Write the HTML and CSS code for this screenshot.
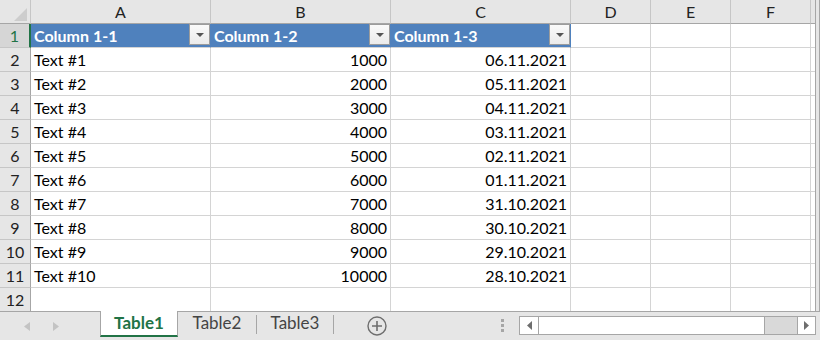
FILE: index.html
```html
<!DOCTYPE html>
<html lang="en">
<head>
  <meta charset="UTF-8">
  <title>Table1</title>
  <link rel="stylesheet" href="styles.css">
</head>
<body>
  <div class="window">
    <div class="sheet">
      <!-- column headers -->
      <div class="cell corner">
        <svg width="16" height="16" viewBox="0 0 16 16"><polygon points="2,15 15,15 15,2" fill="#cdcdcd"/></svg>
      </div>
      <div class="cell ch">A</div>
      <div class="cell ch">B</div>
      <div class="cell ch">C</div>
      <div class="cell ch">D</div>
      <div class="cell ch">E</div>
      <div class="cell ch">F</div>
      <div class="cell ch"></div>

      <!-- table header row -->
      <div class="cell rh sel">1</div>
      <div class="cell hd"><span>Column 1-1</span><span class="filter"><svg width="8" height="4" viewBox="0 0 8 4"><polygon points="0,0 8,0 4,4" fill="#555"/></svg></span></div>
      <div class="cell hd"><span>Column 1-2</span><span class="filter"><svg width="8" height="4" viewBox="0 0 8 4"><polygon points="0,0 8,0 4,4" fill="#555"/></svg></span></div>
      <div class="cell hd"><span>Column 1-3</span><span class="filter"><svg width="8" height="4" viewBox="0 0 8 4"><polygon points="0,0 8,0 4,4" fill="#555"/></svg></span></div>
      <div class="cell"></div><div class="cell"></div><div class="cell"></div><div class="cell"></div>

      <div class="cell rh">2</div>
      <div class="cell">Text #1</div><div class="cell num">1000</div><div class="cell num">06.11.2021</div>
      <div class="cell"></div><div class="cell"></div><div class="cell"></div><div class="cell"></div>

      <div class="cell rh">3</div>
      <div class="cell">Text #2</div><div class="cell num">2000</div><div class="cell num">05.11.2021</div>
      <div class="cell"></div><div class="cell"></div><div class="cell"></div><div class="cell"></div>

      <div class="cell rh">4</div>
      <div class="cell">Text #3</div><div class="cell num">3000</div><div class="cell num">04.11.2021</div>
      <div class="cell"></div><div class="cell"></div><div class="cell"></div><div class="cell"></div>

      <div class="cell rh">5</div>
      <div class="cell">Text #4</div><div class="cell num">4000</div><div class="cell num">03.11.2021</div>
      <div class="cell"></div><div class="cell"></div><div class="cell"></div><div class="cell"></div>

      <div class="cell rh">6</div>
      <div class="cell">Text #5</div><div class="cell num">5000</div><div class="cell num">02.11.2021</div>
      <div class="cell"></div><div class="cell"></div><div class="cell"></div><div class="cell"></div>

      <div class="cell rh">7</div>
      <div class="cell">Text #6</div><div class="cell num">6000</div><div class="cell num">01.11.2021</div>
      <div class="cell"></div><div class="cell"></div><div class="cell"></div><div class="cell"></div>

      <div class="cell rh">8</div>
      <div class="cell">Text #7</div><div class="cell num">7000</div><div class="cell num">31.10.2021</div>
      <div class="cell"></div><div class="cell"></div><div class="cell"></div><div class="cell"></div>

      <div class="cell rh">9</div>
      <div class="cell">Text #8</div><div class="cell num">8000</div><div class="cell num">30.10.2021</div>
      <div class="cell"></div><div class="cell"></div><div class="cell"></div><div class="cell"></div>

      <div class="cell rh">10</div>
      <div class="cell">Text #9</div><div class="cell num">9000</div><div class="cell num">29.10.2021</div>
      <div class="cell"></div><div class="cell"></div><div class="cell"></div><div class="cell"></div>

      <div class="cell rh">11</div>
      <div class="cell">Text #10</div><div class="cell num">10000</div><div class="cell num">28.10.2021</div>
      <div class="cell"></div><div class="cell"></div><div class="cell"></div><div class="cell"></div>

      <div class="cell rh">12</div>
      <div class="cell"></div><div class="cell"></div><div class="cell"></div>
      <div class="cell"></div><div class="cell"></div><div class="cell"></div><div class="cell"></div>
    </div>
    <div class="vscroll"></div>
  </div>

  <div class="tabbar">
    <div class="nav">
      <svg width="6" height="9" viewBox="0 0 6 9"><polygon points="6,0 6,9 0,4.5" fill="#c3c3c3"/></svg>
      <svg width="6" height="9" viewBox="0 0 6 9"><polygon points="0,0 0,9 6,4.5" fill="#c3c3c3"/></svg>
    </div>
    <div class="tab active">Table1</div>
    <div class="tab">Table2</div>
    <div class="sep"></div>
    <div class="tab narrow">Table3</div>
    <div class="sep"></div>
    <div class="add">
      <svg width="20" height="20" viewBox="0 0 20 20">
        <circle cx="10" cy="10" r="9" fill="none" stroke="#6e6e6e" stroke-width="1.4"/>
        <path d="M10 5v10M5 10h10" stroke="#6e6e6e" stroke-width="1.6"/>
      </svg>
    </div>
    <div class="grip"><i></i><i></i><i></i></div>
    <div class="hscroll">
      <div class="sbtn left"><svg width="5" height="9" viewBox="0 0 5 9"><polygon points="5,0 5,9 0,4.5" fill="#6e6e6e"/></svg></div>
      <div class="thumb"></div>
      <div class="track"></div>
      <div class="sbtn right"><svg width="5" height="9" viewBox="0 0 5 9"><polygon points="0,0 0,9 5,4.5" fill="#6e6e6e"/></svg></div>
    </div>
  </div>
</body>
</html>
```

FILE: styles.css
```css
body {
  margin: 0;
  width: 820px;
  height: 340px;
  overflow: hidden;
  background-color: #e6e6e6;
  font-family: Lato, "Open Sans", sans-serif;
  color: #000;
}
.window {
  display: flex;
  height: 311px;
}
.sheet {
  width: 815px;
  height: 311px;
  overflow: hidden;
  background-color: #fff;
  border-right: 1px solid #a6a6a6;
  display: grid;
  grid-template-columns: 31px 180px 180px 180px 80px 80px 80px 80px;
  grid-auto-rows: 24px;
}
.vscroll {
  width: 3px;
  border-right: 1px solid #a6a6a6;
}
.cell {
  box-sizing: border-box;
  border-right: 1px solid #d4d4d4;
  border-bottom: 1px solid #d4d4d4;
  padding: 0 3px;
  font-size: 16px;
  line-height: 23px;
  white-space: nowrap;
  overflow: hidden;
}
.num {
  text-align: right;
}
.corner {
  background-color: #e6e6e6;
  border-right-color: #c6c6c6;
  border-bottom-color: #a6a6a6;
  padding: 0;
  display: flex;
  align-items: flex-end;
  justify-content: flex-end;
}
.corner svg {
  display: block;
  margin: 0 2px 1px 0;
}
.ch {
  background-color: #e6e6e6;
  border-right-color: #c6c6c6;
  border-bottom-color: #a6a6a6;
  text-align: center;
  color: #222;
}
.rh {
  background-color: #e6e6e6;
  border-right-color: #a6a6a6;
  border-bottom-color: #c6c6c6;
  text-align: center;
  padding: 0;
  color: #222;
}
.rh.sel {
  background-color: #d6d6d6;
  color: #217346;
  border-right: 2px solid #217346;
}
.hd {
  background-color: #4f81bd;
  border-right-color: #4f81bd;
  color: #fff;
  font-weight: bold;
  display: flex;
  padding-right: 0;
}
.filter {
  margin-left: auto;
  width: 21px;
  height: 21px;
  box-sizing: border-box;
  border: 1px solid #9c9c9c;
  background: linear-gradient(#fafafa, #ebebeb);
  display: flex;
  align-items: center;
  justify-content: center;
}
.filter svg {
  display: block;
}
.tabbar {
  box-sizing: border-box;
  height: 29px;
  border-top: 1px solid #a6a6a6;
  display: flex;
  align-items: flex-start;
}
.nav {
  width: 100px;
  height: 28px;
  display: flex;
  align-items: center;
  gap: 23px;
  padding-left: 24px;
  box-sizing: border-box;
}
.nav svg {
  display: block;
}
.tab {
  box-sizing: border-box;
  width: 78px;
  height: 24px;
  margin-top: -1px;
  font-size: 17px;
  line-height: 24px;
  text-align: center;
  color: #444;
}
.tab.narrow {
  width: 76px;
}
.tab.active {
  height: 26px;
  background-color: #fff;
  border-left: 1px solid #a6a6a6;
  border-right: 1px solid #a6a6a6;
  border-bottom: 2px solid #217346;
  color: #217346;
  font-weight: bold;
}
.sep {
  width: 1px;
  height: 19px;
  margin-top: 3px;
  background-color: #a6a6a6;
}
.add {
  width: 20px;
  height: 20px;
  margin: 4px 0 0 33px;
}
.add svg {
  display: block;
}
.grip {
  width: 3px;
  margin: 7px 0 0 114px;
  display: flex;
  flex-direction: column;
  gap: 2px;
}
.grip i {
  display: block;
  width: 3px;
  height: 3px;
  background-color: #a6a6a6;
}
.hscroll {
  box-sizing: border-box;
  width: 297px;
  height: 19px;
  margin: 4px 0 0 15px;
  border: 1px solid #a6a6a6;
  display: flex;
}
.sbtn {
  box-sizing: border-box;
  width: 19px;
  background-color: #fff;
  display: flex;
  align-items: center;
  justify-content: center;
}
.sbtn.left {
  border-right: 1px solid #a6a6a6;
}
.sbtn.right {
  width: 18px;
  border-left: 1px solid #a6a6a6;
}
.thumb {
  width: 225px;
  background-color: #fff;
  border-right: 1px solid #a6a6a6;
}
.track {
  flex: 1;
  background-color: #d9d9d9;
}
```
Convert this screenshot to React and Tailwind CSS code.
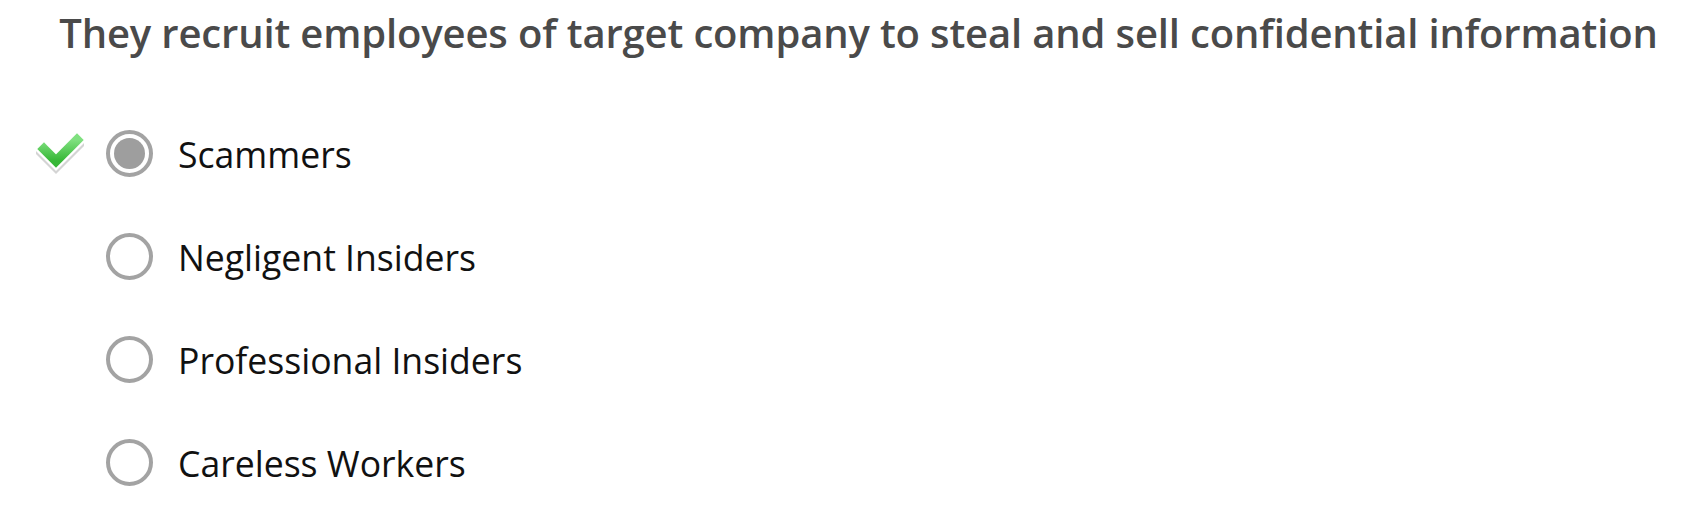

........

Written exercise: Using the listing above, show every line that includes the string "code".

Answer for this exercise:
Write the HTML and CSS code for this screenshot.
Convert this screenshot to React and Tailwind CSS code.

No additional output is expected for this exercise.